Data records
=-=-=-=-=

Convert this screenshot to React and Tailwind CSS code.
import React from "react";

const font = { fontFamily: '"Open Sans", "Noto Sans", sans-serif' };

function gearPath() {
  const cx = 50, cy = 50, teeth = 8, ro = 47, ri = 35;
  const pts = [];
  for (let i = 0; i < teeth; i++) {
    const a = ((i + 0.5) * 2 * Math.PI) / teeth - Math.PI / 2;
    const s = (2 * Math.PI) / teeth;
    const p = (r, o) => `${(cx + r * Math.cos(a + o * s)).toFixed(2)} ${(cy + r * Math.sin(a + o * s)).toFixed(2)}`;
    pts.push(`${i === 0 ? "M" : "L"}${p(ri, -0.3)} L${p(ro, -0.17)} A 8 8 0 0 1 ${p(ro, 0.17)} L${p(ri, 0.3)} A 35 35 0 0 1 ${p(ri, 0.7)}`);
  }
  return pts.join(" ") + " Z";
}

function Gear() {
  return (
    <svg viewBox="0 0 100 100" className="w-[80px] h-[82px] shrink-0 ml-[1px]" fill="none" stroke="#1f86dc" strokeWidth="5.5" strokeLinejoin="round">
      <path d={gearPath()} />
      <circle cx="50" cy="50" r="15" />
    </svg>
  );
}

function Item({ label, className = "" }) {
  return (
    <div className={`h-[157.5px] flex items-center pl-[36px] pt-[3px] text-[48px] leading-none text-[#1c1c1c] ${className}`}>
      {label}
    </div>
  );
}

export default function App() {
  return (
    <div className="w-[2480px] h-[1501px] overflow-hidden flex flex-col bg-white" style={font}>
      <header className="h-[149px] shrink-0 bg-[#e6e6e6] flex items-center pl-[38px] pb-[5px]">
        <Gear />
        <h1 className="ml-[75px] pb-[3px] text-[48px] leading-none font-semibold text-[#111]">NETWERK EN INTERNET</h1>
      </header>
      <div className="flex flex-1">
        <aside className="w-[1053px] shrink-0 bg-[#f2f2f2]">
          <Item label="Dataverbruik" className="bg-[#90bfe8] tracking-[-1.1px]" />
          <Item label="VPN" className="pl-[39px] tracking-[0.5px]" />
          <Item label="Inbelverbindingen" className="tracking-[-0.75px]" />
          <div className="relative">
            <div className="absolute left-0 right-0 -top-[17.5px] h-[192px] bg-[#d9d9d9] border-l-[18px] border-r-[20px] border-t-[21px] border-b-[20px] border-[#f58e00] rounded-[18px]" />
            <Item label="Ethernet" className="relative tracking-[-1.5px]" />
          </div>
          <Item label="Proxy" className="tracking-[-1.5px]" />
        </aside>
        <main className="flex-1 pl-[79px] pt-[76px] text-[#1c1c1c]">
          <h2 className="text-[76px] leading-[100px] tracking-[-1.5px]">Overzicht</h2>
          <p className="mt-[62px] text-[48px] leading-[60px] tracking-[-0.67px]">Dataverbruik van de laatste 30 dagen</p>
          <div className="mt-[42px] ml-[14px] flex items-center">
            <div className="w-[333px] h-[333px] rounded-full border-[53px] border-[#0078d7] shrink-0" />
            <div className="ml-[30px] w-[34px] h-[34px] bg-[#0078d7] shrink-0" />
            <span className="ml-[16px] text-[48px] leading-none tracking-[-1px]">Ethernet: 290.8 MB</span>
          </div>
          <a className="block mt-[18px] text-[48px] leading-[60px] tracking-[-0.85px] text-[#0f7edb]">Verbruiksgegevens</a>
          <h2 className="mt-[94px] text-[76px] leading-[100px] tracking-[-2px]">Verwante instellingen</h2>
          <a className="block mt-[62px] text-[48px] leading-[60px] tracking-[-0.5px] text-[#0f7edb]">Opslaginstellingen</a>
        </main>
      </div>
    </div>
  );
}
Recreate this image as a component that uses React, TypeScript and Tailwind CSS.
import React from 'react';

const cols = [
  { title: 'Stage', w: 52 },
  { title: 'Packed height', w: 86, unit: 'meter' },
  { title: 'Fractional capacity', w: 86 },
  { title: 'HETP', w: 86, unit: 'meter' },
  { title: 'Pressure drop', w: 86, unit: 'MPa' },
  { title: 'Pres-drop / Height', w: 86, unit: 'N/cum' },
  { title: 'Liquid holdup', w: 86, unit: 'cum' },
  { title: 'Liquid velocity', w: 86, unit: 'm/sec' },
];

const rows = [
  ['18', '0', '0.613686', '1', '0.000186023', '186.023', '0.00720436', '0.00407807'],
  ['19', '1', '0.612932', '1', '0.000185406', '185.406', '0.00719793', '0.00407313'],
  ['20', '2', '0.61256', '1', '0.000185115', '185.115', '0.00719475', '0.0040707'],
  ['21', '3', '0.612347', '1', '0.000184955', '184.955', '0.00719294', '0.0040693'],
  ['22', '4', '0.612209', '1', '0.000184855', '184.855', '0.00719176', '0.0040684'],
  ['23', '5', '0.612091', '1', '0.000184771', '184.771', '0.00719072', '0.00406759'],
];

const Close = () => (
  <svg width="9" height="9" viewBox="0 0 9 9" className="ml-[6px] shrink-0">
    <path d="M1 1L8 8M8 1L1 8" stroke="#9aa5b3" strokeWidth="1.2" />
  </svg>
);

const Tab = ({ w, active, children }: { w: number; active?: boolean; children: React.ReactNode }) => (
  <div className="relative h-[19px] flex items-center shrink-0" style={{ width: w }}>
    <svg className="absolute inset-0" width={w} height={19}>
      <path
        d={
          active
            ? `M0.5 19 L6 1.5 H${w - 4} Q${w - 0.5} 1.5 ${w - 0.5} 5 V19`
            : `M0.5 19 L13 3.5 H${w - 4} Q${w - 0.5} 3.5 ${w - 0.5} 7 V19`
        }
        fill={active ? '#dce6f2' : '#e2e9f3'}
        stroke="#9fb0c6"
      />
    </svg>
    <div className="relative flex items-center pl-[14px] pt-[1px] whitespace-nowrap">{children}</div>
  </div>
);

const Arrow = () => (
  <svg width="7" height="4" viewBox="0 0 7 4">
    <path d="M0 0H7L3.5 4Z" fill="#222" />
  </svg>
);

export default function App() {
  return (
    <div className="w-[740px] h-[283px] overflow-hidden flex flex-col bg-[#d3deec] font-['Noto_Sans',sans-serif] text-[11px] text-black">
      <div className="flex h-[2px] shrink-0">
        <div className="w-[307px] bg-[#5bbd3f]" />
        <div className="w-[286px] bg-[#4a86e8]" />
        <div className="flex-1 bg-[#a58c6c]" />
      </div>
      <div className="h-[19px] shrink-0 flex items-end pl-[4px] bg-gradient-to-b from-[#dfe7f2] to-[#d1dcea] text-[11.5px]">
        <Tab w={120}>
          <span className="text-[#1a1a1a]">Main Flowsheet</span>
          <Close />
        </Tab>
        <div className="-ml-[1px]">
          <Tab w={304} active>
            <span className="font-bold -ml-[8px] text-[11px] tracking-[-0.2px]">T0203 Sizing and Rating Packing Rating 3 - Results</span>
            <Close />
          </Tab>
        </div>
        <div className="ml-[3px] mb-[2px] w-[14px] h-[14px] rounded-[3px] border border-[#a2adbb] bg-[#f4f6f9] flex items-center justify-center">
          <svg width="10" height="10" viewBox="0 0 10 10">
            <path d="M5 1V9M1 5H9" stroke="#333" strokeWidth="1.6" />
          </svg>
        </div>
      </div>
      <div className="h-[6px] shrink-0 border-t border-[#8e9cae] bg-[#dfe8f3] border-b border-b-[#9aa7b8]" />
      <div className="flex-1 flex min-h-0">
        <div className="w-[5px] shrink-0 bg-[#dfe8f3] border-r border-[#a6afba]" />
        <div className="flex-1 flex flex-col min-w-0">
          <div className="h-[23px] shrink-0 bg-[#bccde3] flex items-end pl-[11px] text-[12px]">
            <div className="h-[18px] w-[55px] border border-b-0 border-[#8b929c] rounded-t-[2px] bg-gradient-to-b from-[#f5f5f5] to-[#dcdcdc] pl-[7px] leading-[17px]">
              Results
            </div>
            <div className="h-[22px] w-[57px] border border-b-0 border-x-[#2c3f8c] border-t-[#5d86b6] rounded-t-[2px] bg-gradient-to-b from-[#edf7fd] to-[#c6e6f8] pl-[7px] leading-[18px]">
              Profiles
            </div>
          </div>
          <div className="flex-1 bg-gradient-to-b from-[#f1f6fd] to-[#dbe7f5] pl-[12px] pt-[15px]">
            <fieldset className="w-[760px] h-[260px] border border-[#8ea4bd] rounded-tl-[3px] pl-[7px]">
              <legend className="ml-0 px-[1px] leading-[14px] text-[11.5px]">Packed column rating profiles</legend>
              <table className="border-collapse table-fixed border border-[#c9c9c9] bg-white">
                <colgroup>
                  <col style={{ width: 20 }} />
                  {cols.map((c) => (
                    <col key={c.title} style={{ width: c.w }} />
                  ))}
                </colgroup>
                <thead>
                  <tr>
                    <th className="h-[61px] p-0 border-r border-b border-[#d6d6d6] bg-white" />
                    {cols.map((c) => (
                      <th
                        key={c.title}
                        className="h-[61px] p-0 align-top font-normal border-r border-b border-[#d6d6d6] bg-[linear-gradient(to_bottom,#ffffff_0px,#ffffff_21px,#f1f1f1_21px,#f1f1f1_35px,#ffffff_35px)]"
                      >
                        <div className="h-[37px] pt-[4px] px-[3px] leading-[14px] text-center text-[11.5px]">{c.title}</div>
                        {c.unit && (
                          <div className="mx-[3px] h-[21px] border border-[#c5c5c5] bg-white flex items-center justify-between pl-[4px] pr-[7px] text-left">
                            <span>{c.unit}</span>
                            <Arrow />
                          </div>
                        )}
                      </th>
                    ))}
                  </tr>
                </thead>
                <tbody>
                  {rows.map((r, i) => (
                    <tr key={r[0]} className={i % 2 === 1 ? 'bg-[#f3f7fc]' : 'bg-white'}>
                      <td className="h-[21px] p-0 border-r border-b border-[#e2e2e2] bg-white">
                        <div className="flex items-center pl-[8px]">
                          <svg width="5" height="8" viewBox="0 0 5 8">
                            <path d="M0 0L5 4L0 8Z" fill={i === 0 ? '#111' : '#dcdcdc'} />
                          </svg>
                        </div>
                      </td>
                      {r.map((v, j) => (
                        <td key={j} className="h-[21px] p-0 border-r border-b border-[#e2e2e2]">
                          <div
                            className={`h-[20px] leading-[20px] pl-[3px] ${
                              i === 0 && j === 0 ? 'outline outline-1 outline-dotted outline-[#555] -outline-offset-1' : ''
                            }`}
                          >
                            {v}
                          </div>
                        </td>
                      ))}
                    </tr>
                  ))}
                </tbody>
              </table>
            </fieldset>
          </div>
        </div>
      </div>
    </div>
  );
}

=-=-=-=-=

— TASK GOAL —
Above are the entries. Quote exactly the lines from the one bearing "Recreate this image" through the one bearing "import React from 'react';".

— FINISHED ANSWER —
Recreate this image as a component that uses React, TypeScript and Tailwind CSS.
import React from 'react';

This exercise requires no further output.